Gently submerge the produce in the soapy water. Let the produce sit there while you go on about your business for a few minutes; videlicet:
a) In another sink, wash your hands in soap and water
b) Bring in the rest of the groceries.
c) As needed, wash other (non-produce) groceries in the kitchen sink, using soap and water.
d) Drain the kitchen sink, rinse off groceries, and place them to drain dry or wipe them dry with towels. Toss towels in washer.
e) Put these groceries away.
f) Return to the sink where the produce is soaking. Wash each piece with soap and water (that is: your produce is sitting in detergent water — say, Dawn or Ivory + water — and now you take a bar of good strong soap and wash each piece with the soap under running water.
g) Rinse well, and set these aside to drain dry
h) After 15 or 20 minutes or so, to the extent the produce is still damp, wipe it dry with clean toweling.
i) Then, and only then, put it away in the refrigerator or in whatever cool place where you store it.

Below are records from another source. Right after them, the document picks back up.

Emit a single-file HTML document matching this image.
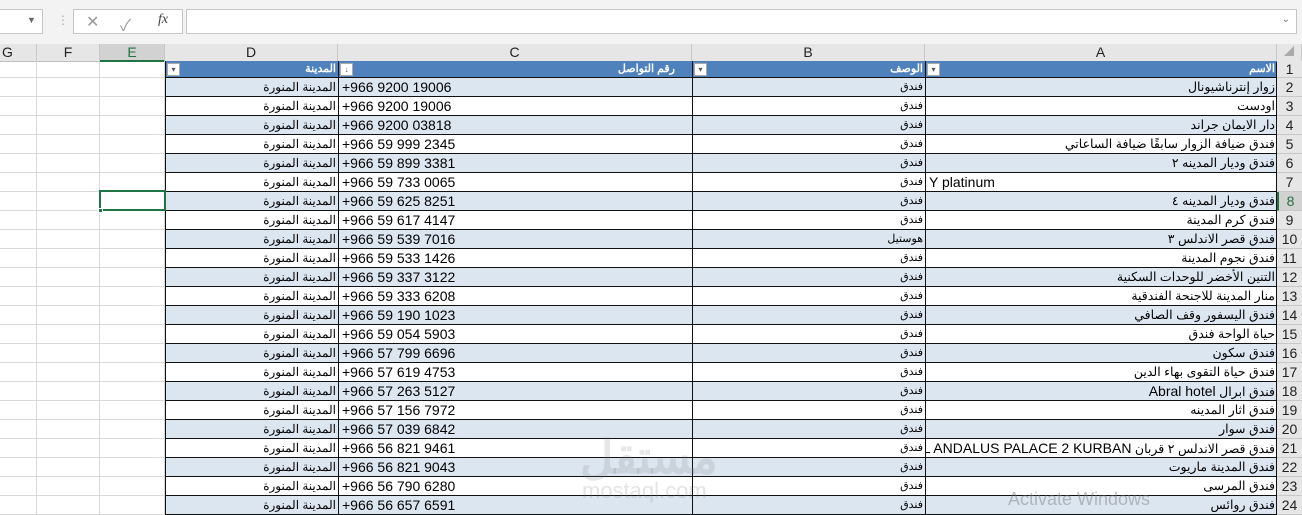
<!DOCTYPE html>
<html><head><meta charset="utf-8"><style>
*{box-sizing:border-box;margin:0;padding:0}
body{width:1302px;height:514px;overflow:hidden;background:#fff;position:relative;font-family:"Liberation Sans","Noto Sans CJK SC",sans-serif;font-size:14px;color:#000}
.a{position:absolute}
.top{left:0;top:0;width:1302px;height:44px;background:#f3f3f3}
.box{background:#fff;border:1px solid #c6c6c6}
.ch{top:44px;height:18px;background:#e6e6e6;border-right:1px solid #c8c8c8;border-bottom:1px solid #c0c0c0;text-align:center;font-size:14px;line-height:17px;color:#222}
.r{position:absolute;left:0;width:1302px;height:19px}
.c{position:absolute;top:0;height:100%;border-bottom:1px solid #111;border-left:1px solid #111;line-height:18px;white-space:nowrap;overflow:hidden;padding:0 3px;font-size:14px}
.d{left:165px;width:174px;text-align:right;direction:rtl;font-size:12px}
.cc{left:338px;width:355px;text-align:left}
.b{left:692px;width:234px;text-align:right;direction:rtl;font-size:11px}
.aa{left:925px;width:353px;text-align:right;direction:rtl;font-size:12.5px}
.g{position:absolute;top:0;height:100%;border-right:1px solid #d9d9d9;border-bottom:1px solid #d9d9d9}
.rh{position:absolute;left:1277px;width:25px;top:0;height:100%;background:#e6e6e6;border-bottom:1px solid #c8c8c8;text-align:center;line-height:19px;font-size:14px;color:#222}
.bl .c{background:#dce6f1}
.hd .c{background:#4f81bd;color:#fff;font-weight:bold;font-size:11px;line-height:17px}
.dd{position:absolute;top:2px;width:13px;height:13px;background:#fff;border:1px solid #aaa;font-size:8px;line-height:11px;text-align:center;color:#555}
</style></head><body>
<div class="a top"></div>
<div class="a box" style="left:-2px;top:9px;width:45px;height:25px"><span style="position:absolute;left:28px;top:5px;font-size:9px;color:#666">▼</span></div>
<div class="a" style="left:57px;top:13px;color:#aaa;font-size:12px">⋮</div>
<div class="a box" style="left:73px;top:9px;width:110px;height:25px;color:#999;font-size:16px"><span style="position:absolute;left:12px;top:2px">✕</span><span style="position:absolute;left:46px;top:2px">✓</span><span style="position:absolute;left:84px;top:2px;font-family:'Liberation Serif',serif;font-style:italic;color:#444;font-size:14px">fx</span></div>
<div class="a box" style="left:186px;top:9px;width:1111px;height:25px"><span style="position:absolute;right:6px;top:4px;font-size:10px;color:#777">⌄</span></div>

<div class="a ch" style="left:0;width:37px;text-align:left;padding-left:2px">G</div>
<div class="a ch" style="left:37px;width:63px">F</div>
<div class="a ch" style="left:100px;width:65px;background:#d2d2d2;border-bottom:2px solid #217346;color:#217346">E</div>
<div class="a ch" style="left:165px;width:173px">D</div>
<div class="a ch" style="left:338px;width:354px">C</div>
<div class="a ch" style="left:692px;width:233px">B</div>
<div class="a ch" style="left:925px;width:352px">A</div>
<div class="a ch" style="left:1277px;width:25px;color:#aaa;font-size:10px">◢</div>

<div class="r hd" style="top:61px;height:17px"><div class="g" style="left:0;width:37px"></div><div class="g" style="left:37px;width:63px"></div><div class="g" style="left:100px;width:65px"></div>
<div class="c d" style="font-size:11px">المدينة</div>
<div class="c cc"></div><div class="a" style="left:355px;top:0;width:320px;text-align:right;direction:rtl;color:#fff;font-weight:bold;font-size:11px;line-height:17px">رقم التواصل</div>
<div class="c b">الوصف</div>
<div class="c aa" style="font-size:11px">الاسم</div>
<div class="dd" style="left:167px">▾</div><div class="dd" style="left:340px">↓</div><div class="dd" style="left:694px">▾</div><div class="dd" style="left:927px">▾</div>
<div class="rh" style="line-height:17px">1</div></div>

<div class="r bl" style="top:78px"><div class="g" style="left:0;width:37px"></div><div class="g" style="left:37px;width:63px"></div><div class="g" style="left:100px;width:65px"></div><div class="c d">المدينة المنورة</div><div class="c cc">+966 9200 19006</div><div class="c b">فندق</div><div class="c aa">زوار إنترناشيونال</div><div class="rh">2</div></div>
<div class="r" style="top:97px"><div class="g" style="left:0;width:37px"></div><div class="g" style="left:37px;width:63px"></div><div class="g" style="left:100px;width:65px"></div><div class="c d">المدينة المنورة</div><div class="c cc">+966 9200 19006</div><div class="c b">فندق</div><div class="c aa">اودست</div><div class="rh">3</div></div>
<div class="r bl" style="top:116px"><div class="g" style="left:0;width:37px"></div><div class="g" style="left:37px;width:63px"></div><div class="g" style="left:100px;width:65px"></div><div class="c d">المدينة المنورة</div><div class="c cc">+966 9200 03818</div><div class="c b">فندق</div><div class="c aa">دار الايمان جراند</div><div class="rh">4</div></div>
<div class="r" style="top:135px"><div class="g" style="left:0;width:37px"></div><div class="g" style="left:37px;width:63px"></div><div class="g" style="left:100px;width:65px"></div><div class="c d">المدينة المنورة</div><div class="c cc">+966 59 999 2345</div><div class="c b">فندق</div><div class="c aa">فندق ضيافة الزوار سابقًا ضيافة الساعاتي</div><div class="rh">5</div></div>
<div class="r bl" style="top:154px"><div class="g" style="left:0;width:37px"></div><div class="g" style="left:37px;width:63px"></div><div class="g" style="left:100px;width:65px"></div><div class="c d">المدينة المنورة</div><div class="c cc">+966 59 899 3381</div><div class="c b">فندق</div><div class="c aa">فندق وديار المدينه ٢</div><div class="rh">6</div></div>
<div class="r" style="top:173px"><div class="g" style="left:0;width:37px"></div><div class="g" style="left:37px;width:63px"></div><div class="g" style="left:100px;width:65px"></div><div class="c d">المدينة المنورة</div><div class="c cc">+966 59 733 0065</div><div class="c b">فندق</div><div class="c aa" style="direction:ltr;text-align:left;font-size:14px">Y platinum</div><div class="rh">7</div></div>
<div class="r bl" style="top:192px"><div class="g" style="left:0;width:37px"></div><div class="g" style="left:37px;width:63px"></div><div class="g" style="left:100px;width:65px"></div><div class="c d">المدينة المنورة</div><div class="c cc">+966 59 625 8251</div><div class="c b">فندق</div><div class="c aa">فندق وديار المدينه ٤</div><div class="rh" style="background:#d2d2d2;border-left:2px solid #217346;color:#217346">8</div></div>
<div class="r" style="top:211px"><div class="g" style="left:0;width:37px"></div><div class="g" style="left:37px;width:63px"></div><div class="g" style="left:100px;width:65px"></div><div class="c d">المدينة المنورة</div><div class="c cc">+966 59 617 4147</div><div class="c b">فندق</div><div class="c aa">فندق كرم المدينة</div><div class="rh">9</div></div>
<div class="r bl" style="top:230px"><div class="g" style="left:0;width:37px"></div><div class="g" style="left:37px;width:63px"></div><div class="g" style="left:100px;width:65px"></div><div class="c d">المدينة المنورة</div><div class="c cc">+966 59 539 7016</div><div class="c b">هوستيل</div><div class="c aa">فندق قصر الاندلس ٣</div><div class="rh">10</div></div>
<div class="r" style="top:249px"><div class="g" style="left:0;width:37px"></div><div class="g" style="left:37px;width:63px"></div><div class="g" style="left:100px;width:65px"></div><div class="c d">المدينة المنورة</div><div class="c cc">+966 59 533 1426</div><div class="c b">فندق</div><div class="c aa">فندق نجوم المدينة</div><div class="rh">11</div></div>
<div class="r bl" style="top:268px"><div class="g" style="left:0;width:37px"></div><div class="g" style="left:37px;width:63px"></div><div class="g" style="left:100px;width:65px"></div><div class="c d">المدينة المنورة</div><div class="c cc">+966 59 337 3122</div><div class="c b">فندق</div><div class="c aa">التنين الأخضر للوحدات السكنية</div><div class="rh">12</div></div>
<div class="r" style="top:287px"><div class="g" style="left:0;width:37px"></div><div class="g" style="left:37px;width:63px"></div><div class="g" style="left:100px;width:65px"></div><div class="c d">المدينة المنورة</div><div class="c cc">+966 59 333 6208</div><div class="c b">فندق</div><div class="c aa">منار المدينة للاجنحة الفندقية</div><div class="rh">13</div></div>
<div class="r bl" style="top:306px"><div class="g" style="left:0;width:37px"></div><div class="g" style="left:37px;width:63px"></div><div class="g" style="left:100px;width:65px"></div><div class="c d">المدينة المنورة</div><div class="c cc">+966 59 190 1023</div><div class="c b">فندق</div><div class="c aa">فندق اليسفور وقف الصافي</div><div class="rh">14</div></div>
<div class="r" style="top:325px"><div class="g" style="left:0;width:37px"></div><div class="g" style="left:37px;width:63px"></div><div class="g" style="left:100px;width:65px"></div><div class="c d">المدينة المنورة</div><div class="c cc">+966 59 054 5903</div><div class="c b">فندق</div><div class="c aa">حياة الواحة فندق</div><div class="rh">15</div></div>
<div class="r bl" style="top:344px"><div class="g" style="left:0;width:37px"></div><div class="g" style="left:37px;width:63px"></div><div class="g" style="left:100px;width:65px"></div><div class="c d">المدينة المنورة</div><div class="c cc">+966 57 799 6696</div><div class="c b">فندق</div><div class="c aa">فندق سكون</div><div class="rh">16</div></div>
<div class="r" style="top:363px"><div class="g" style="left:0;width:37px"></div><div class="g" style="left:37px;width:63px"></div><div class="g" style="left:100px;width:65px"></div><div class="c d">المدينة المنورة</div><div class="c cc">+966 57 619 4753</div><div class="c b">فندق</div><div class="c aa">فندق حياة التقوى بهاء الدين</div><div class="rh">17</div></div>
<div class="r bl" style="top:382px"><div class="g" style="left:0;width:37px"></div><div class="g" style="left:37px;width:63px"></div><div class="g" style="left:100px;width:65px"></div><div class="c d">المدينة المنورة</div><div class="c cc">+966 57 263 5127</div><div class="c b">فندق</div><div class="c aa">فندق ابرال <span style="font-size:14px">Abral hotel</span></div><div class="rh">18</div></div>
<div class="r" style="top:401px"><div class="g" style="left:0;width:37px"></div><div class="g" style="left:37px;width:63px"></div><div class="g" style="left:100px;width:65px"></div><div class="c d">المدينة المنورة</div><div class="c cc">+966 57 156 7972</div><div class="c b">فندق</div><div class="c aa">فندق اثار المدينه</div><div class="rh">19</div></div>
<div class="r bl" style="top:420px"><div class="g" style="left:0;width:37px"></div><div class="g" style="left:37px;width:63px"></div><div class="g" style="left:100px;width:65px"></div><div class="c d">المدينة المنورة</div><div class="c cc">+966 57 039 6842</div><div class="c b">فندق</div><div class="c aa">فندق سوار</div><div class="rh">20</div></div>
<div class="r" style="top:439px"><div class="g" style="left:0;width:37px"></div><div class="g" style="left:37px;width:63px"></div><div class="g" style="left:100px;width:65px"></div><div class="c d">المدينة المنورة</div><div class="c cc">+966 56 821 9461</div><div class="c b">فندق</div><div class="c aa" style="text-align:left">فندق قصر الاندلس ٢ قربان <span style="font-size:14px">AL ANDALUS PALACE 2 KURBAN</span></div><div class="rh">21</div></div>
<div class="r bl" style="top:458px"><div class="g" style="left:0;width:37px"></div><div class="g" style="left:37px;width:63px"></div><div class="g" style="left:100px;width:65px"></div><div class="c d">المدينة المنورة</div><div class="c cc">+966 56 821 9043</div><div class="c b">فندق</div><div class="c aa">فندق المدينة ماريوت</div><div class="rh">22</div></div>
<div class="r" style="top:477px"><div class="g" style="left:0;width:37px"></div><div class="g" style="left:37px;width:63px"></div><div class="g" style="left:100px;width:65px"></div><div class="c d">المدينة المنورة</div><div class="c cc">+966 56 790 6280</div><div class="c b">فندق</div><div class="c aa">فندق المرسى</div><div class="rh">23</div></div>
<div class="r bl" style="top:496px"><div class="g" style="left:0;width:37px"></div><div class="g" style="left:37px;width:63px"></div><div class="g" style="left:100px;width:65px"></div><div class="c d">المدينة المنورة</div><div class="c cc">+966 56 657 6591</div><div class="c b">فندق</div><div class="c aa">فندق روائس</div><div class="rh">24</div></div>

<div class="a" style="left:99px;top:190px;width:67px;height:21px;border:2px solid #217346"></div>
<div class="a" style="left:98px;top:208px;width:5px;height:5px;background:#217346;border:1px solid #fff"></div>
<div class="a" style="left:1276px;top:62px;width:1px;height:452px;background:#111"></div>

<div class="a" style="left:580px;top:430px;font-size:46px;font-weight:bold;color:rgba(120,120,120,0.18);direction:rtl">مستقل</div>
<div class="a" style="left:582px;top:478px;font-size:22px;color:rgba(120,120,120,0.2)">mostaql.com</div>
<div class="a" style="left:1008px;top:489px;font-size:18px;color:rgba(120,120,120,0.45)">Activate Windows</div>
</body></html>
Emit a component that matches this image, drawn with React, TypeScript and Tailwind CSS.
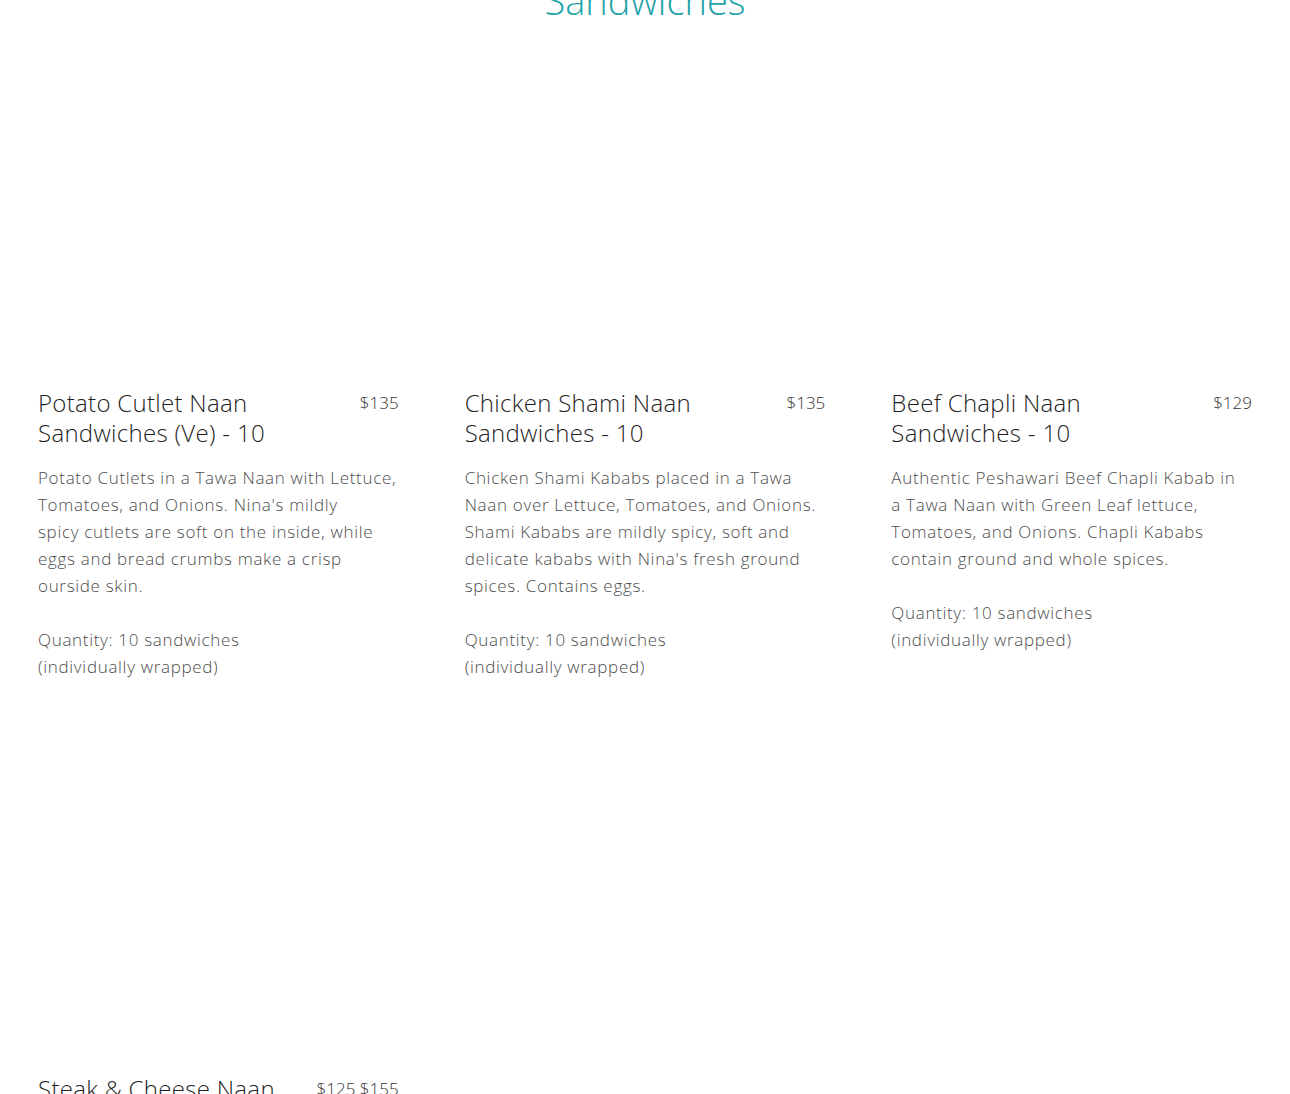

Got it? Wash produce in detergent, bar soap, and water; wash your hands in soap and water; rinse produce well; drain produce dry; refrigerate produce. Pray for the best.
Ideally, items that have tough skins — such as citrus and melons — should be doused briefly with dilute Clorox and rinsed well before storing.
If it is revealed to us moderns that we’re talkin’ about refrigerated or frozen processed peaches: cook the damn things before eating them.
This was what we had to do with when my family and I lived in Saudi Arabia, where the produce we bought in the local commissary was likely to have been grown in fields fertilized with human waste. Very little that was brought into camp from nearby Middle Eastern countries was safe to eat, at least not by “Western” standards. By the 1950s, most produce and meat you bought stateside, in ordinary U.S. grocery stores and supermarkets, was safe enough to eat that consumers did not typically obsess about sanitizing every bite. But once you were outside the industrialized world…well…you took your life in by your hands if you chose to get careless about any detail of sanitation.
Who would think that half a century later, we here in the Good Ole USofA would find ourselves living in a Third-World Country?